By Nicole Fetkowitz
Max Ernst described his birth in 1891 as having hatched from an egg that his mother laid. His wild imagination is manifested not only in his autobiography but in his paintings of bizarre-mythical beings and strange desolate landscapes, which he attributed to his traumatic childhood and a long-standing belief in the occult. In discussing his life, he recalled seven significant events that altered his frame of mind and approach to art marking. Four of these occur in his youth when in 1897 when he first began to experience “the feeling of nothingness” after the death of his sister, Maria. It is also at this time he contracted measles and had hallucinations of various figures, most notably “a menacing nightingale” – a figure that would make countless appearances in his work and later inspire the creation of Two Children Are Threatened By A Nightingale (1924).

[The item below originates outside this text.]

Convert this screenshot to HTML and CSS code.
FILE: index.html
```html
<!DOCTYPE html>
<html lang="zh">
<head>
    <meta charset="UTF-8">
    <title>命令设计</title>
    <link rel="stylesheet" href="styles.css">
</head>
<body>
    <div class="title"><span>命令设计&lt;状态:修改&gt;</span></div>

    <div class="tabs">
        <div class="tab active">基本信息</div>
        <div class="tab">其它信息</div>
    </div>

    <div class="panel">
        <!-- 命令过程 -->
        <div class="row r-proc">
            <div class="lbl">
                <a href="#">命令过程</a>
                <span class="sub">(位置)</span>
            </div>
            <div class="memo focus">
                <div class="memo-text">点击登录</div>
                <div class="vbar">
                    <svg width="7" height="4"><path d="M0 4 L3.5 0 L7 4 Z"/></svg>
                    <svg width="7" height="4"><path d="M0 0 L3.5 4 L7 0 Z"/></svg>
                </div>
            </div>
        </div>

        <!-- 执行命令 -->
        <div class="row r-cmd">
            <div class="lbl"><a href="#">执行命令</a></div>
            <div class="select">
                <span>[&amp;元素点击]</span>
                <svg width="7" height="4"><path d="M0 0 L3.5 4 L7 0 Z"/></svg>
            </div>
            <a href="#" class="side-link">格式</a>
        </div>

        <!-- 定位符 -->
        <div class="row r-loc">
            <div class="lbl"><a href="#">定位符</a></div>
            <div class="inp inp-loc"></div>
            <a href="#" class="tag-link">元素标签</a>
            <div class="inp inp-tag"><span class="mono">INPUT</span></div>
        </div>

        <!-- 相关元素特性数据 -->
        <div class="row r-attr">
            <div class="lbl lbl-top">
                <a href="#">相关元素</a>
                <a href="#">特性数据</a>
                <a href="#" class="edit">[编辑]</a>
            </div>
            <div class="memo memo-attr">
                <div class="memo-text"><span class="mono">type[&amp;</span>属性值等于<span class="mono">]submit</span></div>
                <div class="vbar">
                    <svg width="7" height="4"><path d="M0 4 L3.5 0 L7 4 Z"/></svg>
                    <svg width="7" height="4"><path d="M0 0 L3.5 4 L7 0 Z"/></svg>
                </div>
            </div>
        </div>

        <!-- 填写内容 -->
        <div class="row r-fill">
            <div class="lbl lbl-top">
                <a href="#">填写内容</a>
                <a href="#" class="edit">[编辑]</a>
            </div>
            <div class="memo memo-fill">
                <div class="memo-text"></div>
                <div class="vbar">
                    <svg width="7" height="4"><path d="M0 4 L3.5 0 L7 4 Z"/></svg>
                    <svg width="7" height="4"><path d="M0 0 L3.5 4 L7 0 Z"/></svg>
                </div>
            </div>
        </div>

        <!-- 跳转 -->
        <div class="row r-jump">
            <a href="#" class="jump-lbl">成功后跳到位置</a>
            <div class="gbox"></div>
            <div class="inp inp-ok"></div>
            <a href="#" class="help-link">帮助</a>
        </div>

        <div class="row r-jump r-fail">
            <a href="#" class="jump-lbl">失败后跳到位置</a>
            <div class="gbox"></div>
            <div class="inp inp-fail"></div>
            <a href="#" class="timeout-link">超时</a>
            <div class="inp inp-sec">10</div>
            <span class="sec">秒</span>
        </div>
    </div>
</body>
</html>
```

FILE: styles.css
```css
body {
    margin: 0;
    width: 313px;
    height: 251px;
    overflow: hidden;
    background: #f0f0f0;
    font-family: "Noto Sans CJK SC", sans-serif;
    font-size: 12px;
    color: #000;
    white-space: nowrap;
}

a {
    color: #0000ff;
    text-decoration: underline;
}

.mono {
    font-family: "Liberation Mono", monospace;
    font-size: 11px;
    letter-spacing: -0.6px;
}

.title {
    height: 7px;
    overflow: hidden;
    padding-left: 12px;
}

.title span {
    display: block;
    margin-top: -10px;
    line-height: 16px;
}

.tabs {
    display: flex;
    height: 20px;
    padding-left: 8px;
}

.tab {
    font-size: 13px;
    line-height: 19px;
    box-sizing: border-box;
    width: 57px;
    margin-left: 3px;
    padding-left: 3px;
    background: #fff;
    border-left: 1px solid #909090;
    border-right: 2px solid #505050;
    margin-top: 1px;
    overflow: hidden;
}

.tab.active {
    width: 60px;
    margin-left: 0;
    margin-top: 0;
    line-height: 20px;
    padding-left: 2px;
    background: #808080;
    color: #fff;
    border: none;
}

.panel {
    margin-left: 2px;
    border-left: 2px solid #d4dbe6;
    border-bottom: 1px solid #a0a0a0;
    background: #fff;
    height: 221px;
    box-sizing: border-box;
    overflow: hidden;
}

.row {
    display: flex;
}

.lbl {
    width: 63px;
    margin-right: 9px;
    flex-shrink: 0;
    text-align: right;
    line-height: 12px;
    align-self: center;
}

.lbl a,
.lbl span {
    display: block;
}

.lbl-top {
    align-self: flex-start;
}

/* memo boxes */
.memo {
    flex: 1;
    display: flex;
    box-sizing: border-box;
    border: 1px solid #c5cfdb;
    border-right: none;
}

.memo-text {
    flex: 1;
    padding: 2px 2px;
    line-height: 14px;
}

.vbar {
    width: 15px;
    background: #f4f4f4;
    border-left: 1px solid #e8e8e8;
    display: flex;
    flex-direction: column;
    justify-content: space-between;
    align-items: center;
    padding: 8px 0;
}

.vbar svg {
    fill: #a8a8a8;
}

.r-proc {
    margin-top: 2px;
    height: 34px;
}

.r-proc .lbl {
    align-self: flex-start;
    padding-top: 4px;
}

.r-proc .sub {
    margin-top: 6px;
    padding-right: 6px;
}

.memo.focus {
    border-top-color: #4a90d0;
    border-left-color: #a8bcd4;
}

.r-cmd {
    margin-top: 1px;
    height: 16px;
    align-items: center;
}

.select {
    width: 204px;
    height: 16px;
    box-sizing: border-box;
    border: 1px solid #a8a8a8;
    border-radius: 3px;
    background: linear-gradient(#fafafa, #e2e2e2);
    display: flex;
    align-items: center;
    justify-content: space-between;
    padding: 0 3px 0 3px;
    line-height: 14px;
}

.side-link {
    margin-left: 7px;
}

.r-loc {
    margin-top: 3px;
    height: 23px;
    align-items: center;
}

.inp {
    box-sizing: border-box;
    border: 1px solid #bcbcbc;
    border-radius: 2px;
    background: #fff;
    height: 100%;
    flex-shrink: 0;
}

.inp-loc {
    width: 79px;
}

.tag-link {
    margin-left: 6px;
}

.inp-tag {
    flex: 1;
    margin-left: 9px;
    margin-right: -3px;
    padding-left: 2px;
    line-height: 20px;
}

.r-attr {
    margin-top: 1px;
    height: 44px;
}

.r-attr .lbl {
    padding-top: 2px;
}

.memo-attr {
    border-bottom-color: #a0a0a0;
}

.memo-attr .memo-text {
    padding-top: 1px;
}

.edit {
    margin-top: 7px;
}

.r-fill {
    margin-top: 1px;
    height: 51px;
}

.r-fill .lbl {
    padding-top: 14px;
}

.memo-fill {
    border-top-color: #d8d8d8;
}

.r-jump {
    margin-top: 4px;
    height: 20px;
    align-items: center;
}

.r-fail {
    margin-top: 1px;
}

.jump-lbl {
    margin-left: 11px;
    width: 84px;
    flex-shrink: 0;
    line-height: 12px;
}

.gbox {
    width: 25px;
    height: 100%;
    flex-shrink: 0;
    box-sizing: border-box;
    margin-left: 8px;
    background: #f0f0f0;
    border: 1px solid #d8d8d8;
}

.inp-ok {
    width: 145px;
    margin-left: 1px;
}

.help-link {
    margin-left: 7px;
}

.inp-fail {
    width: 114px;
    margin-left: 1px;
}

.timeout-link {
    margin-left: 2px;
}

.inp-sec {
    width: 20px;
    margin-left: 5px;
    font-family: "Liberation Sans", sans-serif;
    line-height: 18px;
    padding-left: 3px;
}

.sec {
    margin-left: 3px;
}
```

Ernst recalls being both scared and excited by these hallucinations. Once his measles were cured he took up the hobby of “looking” in which he would stare at “wood-panels, clouds, wallpapers, unplastered walls,” etc, in an attempt to let his imagination take over and create new visions. He used this method while drawing and painting as a way to pry fantastical imagery out of his subconscious. Ernst was also inspired by his father Philip, who had been commissioned by the church in their hometown of Bruhl (Germany) to recreate classic masterpieces. Philip would often take liberties with the originals and substituted the faces of his family and friends for those of the saints and angels. Despite openly rejecting his father’s use of realism, many historians believe that Philip’s role in Max’s life influenced his painting style greatly. In 1898 Ernst watched his father paint a realist landscape and began to feel the need to connect the creations of his imagination with the imagery of the natural world.
The need to merge the natural and mythical worlds was reinforced in 1906 with the death of his beloved pet cockatoo and the birth of his sister, Loni. Both events caused Ernst such anxiety that he allowed his imagination to connect birth with death, as well as the existence of animals with humans. He went about creating a bird alter-ego named Loplop (“a superior of birds”) who is believed to be the voice and inspiration for much of his work. As such, Loplop was a manifestation of his confusion and psychological anguish.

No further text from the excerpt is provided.